Фабричная или машинная форма организации производства тканей. Когда организатор производства собирает исполнителей рабочих операций в одно место, он начинает определять не только централизованную заготовку сырья и сбыт продукции, но и сам процесс изготовления. Начинается унификация станков и рабочих навыков, возникает потребность в обучении одинаковым способам работы. Стандартизуется рабочее время в пределах одной фабрики. Для интенсификации труда прибегают к внешнему обеспечению энергией движущихся частей станков. Конный, водяной, паровой, а затем и электрический привод. Появляются машины. Машины требуют еще большей стандартизации не только сырья и конечного продукта, но и рабочих операций. А сами производители тканей начинают диктовать требование к производителям сырья, начинается селекционная работа с овцами, льном и хлопком, разрушается традиционный уклад производителей сельскохозяйственного сырья (огораживание в Англии, переход от фермерства к хлопковым плантациям в США, распространяется рабство в колониях). Массовое фабричное производство изменяет формы ответственности за качество. Теперь требования к качеству диктует рынок массовидного товара, а не оптовик. Главной фигурой в фабричной или машинной организации деятельности становится инженер или технолог, а вовсе не купец, превратившийся в капиталиста-фабриканта. Технологическая форма организации производства тканей. Научно-технический прогресс и механизация в фабричной форме организации замыкались на конкретной цепочке материального производства от исходного сырья до конечного продукта. Эту цепь можно рассматривать как технологическую. Но пока эта часть технологии остается разомкнутой. В своем начале она разомкнута на дофабричные формы организации производства сырья, а в конце на потребление или на стихию рынка. Собственно о технологической форме организации можно говорить тогда, когда производство и потребление замыкаются друг на друга, втягивая в этот замкнутый цикл другие производства, сервисные службы и т.д.

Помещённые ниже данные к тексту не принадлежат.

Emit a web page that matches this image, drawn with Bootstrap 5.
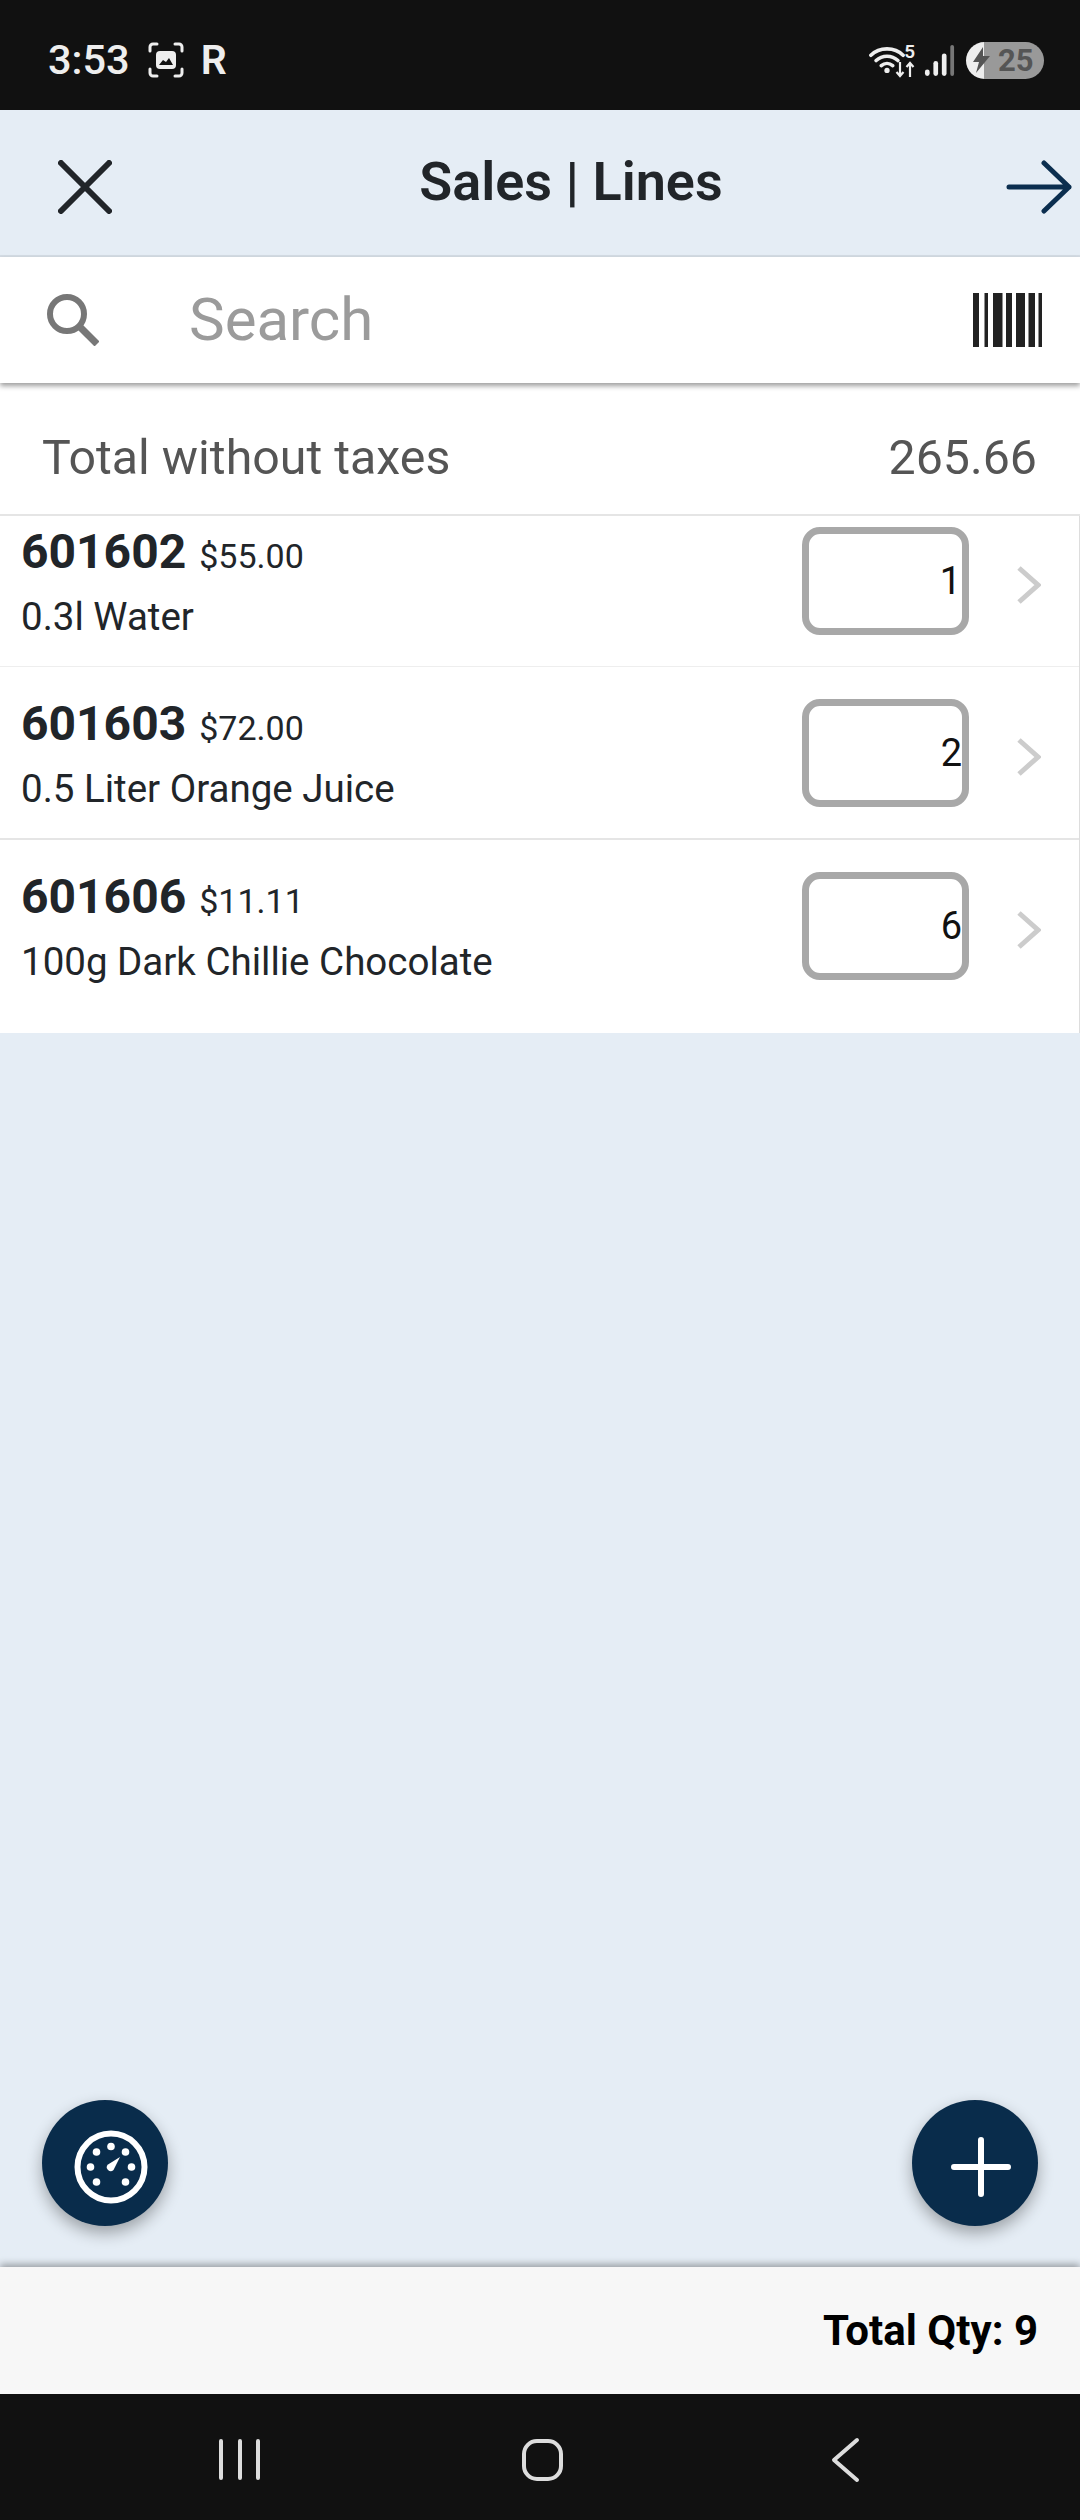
<!DOCTYPE html>
<html lang="en">
  <head>
    <meta charset="UTF-8" />
    <meta name="viewport" content="width=device-width, initial-scale=1.0" />
    <title>Sales | Lines</title>
    <link
      rel="stylesheet"
      href="https://cdn.jsdelivr.net/npm/bootstrap@5.3.0/dist/css/bootstrap.min.css"
    />
    <style>
      body {
        font-family: Roboto, "Liberation Sans", sans-serif;
        background: #e5edf5;
        color: #212529;
      }

      .phone {
        width: 1080px;
        height: 2520px;
      }

      .status-bar {
        height: 110px;
        background: #111;
        color: #eee;
        padding: 10px 36px 0 48px;
      }

      .clock {
        font-size: 41.500px;
        font-weight: 500;
        line-height: 1;
      }

      .shot-icon {
        margin-left: 18px;
      }

      .carrier {
        font-size: 41px;
        font-weight: 600;
        line-height: 1;
        margin-left: 17px;
      }

      .wifi-five {
        font-size: 19px;
        font-weight: 600;
        line-height: 1;
      }

      .wifi-arrows {
        margin-left: -10px;
      }

      .signal-icon {
        margin-left: 9px;
      }

      .battery {
        width: 78px;
        height: 37px;
        margin-left: 11px;
        border-radius: 19px;
        background: linear-gradient(90deg, #eee 18px, #999 18px);
        color: #555;
        font-size: 31px;
        font-weight: 700;
        line-height: 1;
        padding-left: 7px;
      }

      .app-bar {
        height: 147px;
        background: #e5edf5;
        border-bottom: 2px solid #d5dde5;
        padding: 8px 8px 0 58px;
      }

      .app-title {
        font-size: 54px;
        font-weight: 600;
        line-height: 1;
        padding-left: 24px;
        margin-top: -10px;
      }

      .search-bar {
        height: 126px;
        background: #fff;
        padding: 0 38px 0 47px;
        box-shadow: 0 3px 5px rgba(0, 0, 0, 0.38);
        position: relative;
        z-index: 2;
      }

      .search-text {
        color: #9b9b9b;
        font-size: 60px;
        line-height: 1;
        margin-left: 90px;
      }

      .total-row {
        height: 133px;
        background: #fff;
        border-bottom: 2px solid #e5e5e5;
        color: #555;
        font-size: 48.300px;
        line-height: 1;
        padding: 20px 43px 0 42px;
      }

      .line-list {
        background: #fff;
        border-right: 1px solid #ddd;
      }

      .line-row {
        padding: 32px 38px 31px 21px;
        border-bottom: 1px solid #eee;
      }

      .line-row:first-child {
        padding-top: 11px;
      }

      .line-row:nth-child(2) {
        border-bottom: 2px solid #e5e5e5;
      }

      .line-row:last-child {
        padding-bottom: 53px;
        border-bottom: 0;
      }

      .line-code {
        height: 56px;
        margin-top: -3px;
        font-size: 48px;
        font-weight: 700;
        line-height: 56px;
      }

      .line-price {
        font-size: 34px;
        margin-left: 13px;
      }

      .line-name {
        font-size: 38.500px;
        line-height: 44px;
        margin-top: 15px;
      }

      .qty-text-col {
        height: 108px;
      }

      .qty-box {
        width: 167px;
        height: 108px;
        border: 7px solid #a8a8a8;
        border-radius: 18px;
        color: #111;
        font-size: 38px;
        line-height: 1;
        padding-right: 1px;
      }

      .qty-wide {
        padding-right: 0;
      }

      .line-chevron {
        margin-left: 48px;
        margin-top: 8px;
      }

      .fab {
        width: 126px;
        height: 126px;
        padding: 0;
        background: #092c4b;
        border: 0;
        box-shadow: 0 7px 16px rgba(0, 0, 0, 0.32);
        position: absolute;
        bottom: 41px;
      }

      .fab-left {
        left: 42px;
        padding: 8px 0 0 11px;
      }

      .fab-right {
        right: 42px;
        padding: 8px 0 0 12px;
      }

      .fab:hover {
        background: #092c4b;
      }

      .qty-footer {
        height: 127px;
        background: #f7f7f7;
        color: #000;
        font-size: 42px;
        font-weight: 700;
        line-height: 1;
        padding-right: 42px;
        box-shadow: 0 -3px 7px rgba(0, 0, 0, 0.32);
        position: relative;
        z-index: 2;
      }

      .nav-bar {
        height: 126px;
        background: #111;
      }
    </style>
  </head>

  <body>
    <div class="phone d-flex flex-column">
      <!-- status bar -->
      <div class="status-bar d-flex align-items-center justify-content-between">
        <div class="d-flex align-items-center">
          <span class="clock">3:53</span>
          <svg class="shot-icon" width="36" height="36" viewBox="0 0 36 36" fill="none" stroke="#eee" stroke-width="3" stroke-linecap="round">
            <path d="M2 9V5a3 3 0 0 1 3-3h4M27 2h4a3 3 0 0 1 3 3v4M34 27v4a3 3 0 0 1-3 3h-4M9 34H5a3 3 0 0 1-3-3v-4" />
            <rect x="8" y="9" width="20" height="18" rx="4" fill="#eee" stroke="none" />
            <path d="M11 23l4-5 3 2 3-4 4 7z" fill="#111" stroke="none" />
          </svg>
          <span class="carrier">R</span>
        </div>
        <div class="d-flex align-items-center">
          <svg width="36" height="30" viewBox="0 0 38 30" fill="none" stroke="#eee" stroke-width="3.800" stroke-linecap="round">
            <path d="M2 10C11 1 27 1 36 10M7.500 15.500C14 9.500 24 9.500 30.500 15.500M13 21c3.500-3 8.500-3 12 0" />
            <circle cx="19" cy="26" r="2.800" fill="#eee" stroke="none" />
          </svg>
          <div class="wifi-arrows d-flex flex-column align-items-end">
            <span class="wifi-five">5</span>
            <svg width="20" height="17" viewBox="0 0 20 17" fill="none" stroke="#eee" stroke-width="2.200">
              <path d="M5 1v14M1.500 11L5 15l3.500-4M15 16V2M11.500 6L15 2l3.500 4" />
            </svg>
          </div>
          <svg class="signal-icon" width="31" height="34" viewBox="0 0 33 34">
            <rect x="1" y="27" width="5" height="7" rx="2.500" fill="#eee" />
            <rect x="10" y="18" width="5" height="16" rx="2.500" fill="#eee" />
            <rect x="19" y="10" width="5" height="24" rx="2.500" fill="#eee" />
            <rect x="28" y="1" width="4" height="33" rx="2" fill="#777" />
          </svg>
          <div class="battery d-flex align-items-center">
            <svg width="17" height="26" viewBox="0 0 17 26">
              <path d="M10 0L0 15h6L3 26l14-17H10z" fill="#555" />
            </svg>
            <span class="ms-2">25</span>
          </div>
        </div>
      </div>

      <!-- app bar -->
      <div class="app-bar d-flex align-items-center">
        <svg width="54" height="54" viewBox="0 0 54 54" fill="none" stroke="#212529" stroke-width="6" stroke-linecap="round">
          <path d="M3 3l48 48M51 3L3 51" />
        </svg>
        <div class="app-title flex-grow-1 text-center">Sales | Lines</div>
        <svg width="66" height="54" viewBox="0 0 66 54" fill="none" stroke="#0b2e4f" stroke-width="5" stroke-linecap="round" stroke-linejoin="round">
          <path d="M3 27h60M38 3l25 24-25 24" />
        </svg>
      </div>

      <!-- search -->
      <div class="search-bar d-flex align-items-center">
        <svg width="52" height="52" viewBox="0 0 52 52" fill="none" stroke="#777" stroke-width="6">
          <circle cx="20" cy="20" r="17" />
          <path d="M32 32l18 18" stroke-width="7" />
        </svg>
        <span class="search-text flex-grow-1">Search</span>
        <svg width="69" height="54" viewBox="0 0 69 54" fill="#222">
          <rect x="0" width="6" height="54" />
          <rect x="11.500" width="3.500" height="54" />
          <rect x="20" width="9.500" height="54" />
          <rect x="33" width="6" height="54" />
          <rect x="43" width="9" height="54" />
          <rect x="55.500" width="6.500" height="54" />
          <rect x="65.500" width="3.500" height="54" />
        </svg>
      </div>

      <!-- total -->
      <div class="total-row d-flex align-items-center justify-content-between">
        <span>Total without taxes</span>
        <span>265.66</span>
      </div>

      <!-- lines -->
      <div class="flex-grow-1 position-relative">
        <div class="line-list">
          <div class="line-row d-flex align-items-start">
            <div class="qty-text-col flex-grow-1">
              <div class="line-code">601602<span class="line-price fw-normal">$55.00</span></div>
              <div class="line-name">0.3l Water</div>
            </div>
            <div class="qty-box d-flex align-items-center justify-content-end">1</div>
            <svg class="line-chevron align-self-center" width="24" height="38" viewBox="0 0 24 38" fill="none" stroke="#ccc" stroke-width="5">
              <path d="M2 2l19 17L2 36" />
            </svg>
          </div>
          <div class="line-row d-flex align-items-start">
            <div class="qty-text-col flex-grow-1">
              <div class="line-code">601603<span class="line-price fw-normal">$72.00</span></div>
              <div class="line-name">0.5 Liter Orange Juice</div>
            </div>
            <div class="qty-box qty-wide d-flex align-items-center justify-content-end">2</div>
            <svg class="line-chevron align-self-center" width="24" height="38" viewBox="0 0 24 38" fill="none" stroke="#ccc" stroke-width="5">
              <path d="M2 2l19 17L2 36" />
            </svg>
          </div>
          <div class="line-row d-flex align-items-start">
            <div class="qty-text-col flex-grow-1">
              <div class="line-code">601606<span class="line-price fw-normal">$11.11</span></div>
              <div class="line-name">100g Dark Chillie Chocolate</div>
            </div>
            <div class="qty-box qty-wide d-flex align-items-center justify-content-end">6</div>
            <svg class="line-chevron align-self-center" width="24" height="38" viewBox="0 0 24 38" fill="none" stroke="#ccc" stroke-width="5">
              <path d="M2 2l19 17L2 36" />
            </svg>
          </div>
        </div>

        <button type="button" class="btn fab fab-left rounded-circle d-flex align-items-center justify-content-center">
          <svg width="74" height="74" viewBox="-37 -37 74 74" fill="#fff">
            <circle r="33.500" fill="none" stroke="#fff" stroke-width="6" />
            <circle cx="-20.500" r="3.800" />
            <circle cx="-14.500" cy="-15" r="3.800" />
            <circle cy="-20.500" r="3.800" />
            <circle cx="14.500" cy="-15" r="3.800" />
            <circle cx="20.500" r="3.800" />
            <circle cx="14.500" cy="15" r="3.800" />
            <circle cx="-14.500" cy="15" r="3.800" />
            <path d="M-3 -2.500L9 -10L2.500 3A3.800 3.800 0 0 1-3-2.500z" />
          </svg>
        </button>
        <button type="button" class="btn fab fab-right rounded-circle d-flex align-items-center justify-content-center">
          <svg width="60" height="60" viewBox="0 0 60 60" fill="none" stroke="#fff" stroke-width="6" stroke-linecap="round">
            <path d="M30 3v54M3 30h54" />
          </svg>
        </button>
      </div>

      <!-- footer -->
      <div class="qty-footer d-flex align-items-center justify-content-end">Total Qty: 9</div>

      <!-- android nav -->
      <div class="nav-bar d-flex align-items-center justify-content-center">
        <svg width="1080" height="126" viewBox="0 0 1080 126" fill="none" stroke="#ddd" stroke-width="4" stroke-linecap="round" stroke-linejoin="round">
          <path d="M221 47v37M240 47v37M258 47v37" />
          <rect x="524" y="47" width="37" height="38" rx="13" />
          <path d="M857 46L834 66l23 20" />
        </svg>
      </div>
    </div>

    <script src="https://cdn.jsdelivr.net/npm/bootstrap@5.3.0/dist/js/bootstrap.bundle.min.js"></script>
  </body>
</html>
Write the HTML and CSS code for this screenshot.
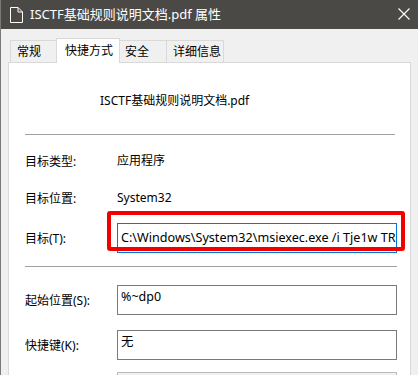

Технологическая форма организации производства тканей возникает тогда, когда собственно производство тканей теряет свою целостность и становится только частью в большом цикле от выращивания овец или хлопка до потребления готовой одежды, потребность в которой диктуется сменой моды, а вовсе не износом штанов и сюртуков. С этого момента ткацкие и прядильные фабрики становятся звеньями технологических циклов или цепей, где кроме них задействованы заводы химических волокон, швейные фабрики, магазины готового платья, журналы и сезонные демонстрации мод, научные химические лаборатории и отделы НОТ, профсоюзы, общества потребителей и т.д., список может быть практически бесконечным. Но одно звено необходимо выделить обязательно, это службы стандартизации. Стандартизация удерживает все эти компоненты в технологической форме организации. Причем, речь уже идет о стандартизации не только продуктов, сырья и рабочих операций, но также стандартизации потребления и самих технологических цепей. Главными фигурами в технологической форме организации деятельности являются менеджеры и маркетологи, оттесняя инженеров, технологов и собственников отдельных единиц производственного цикла на второй и третий планы.»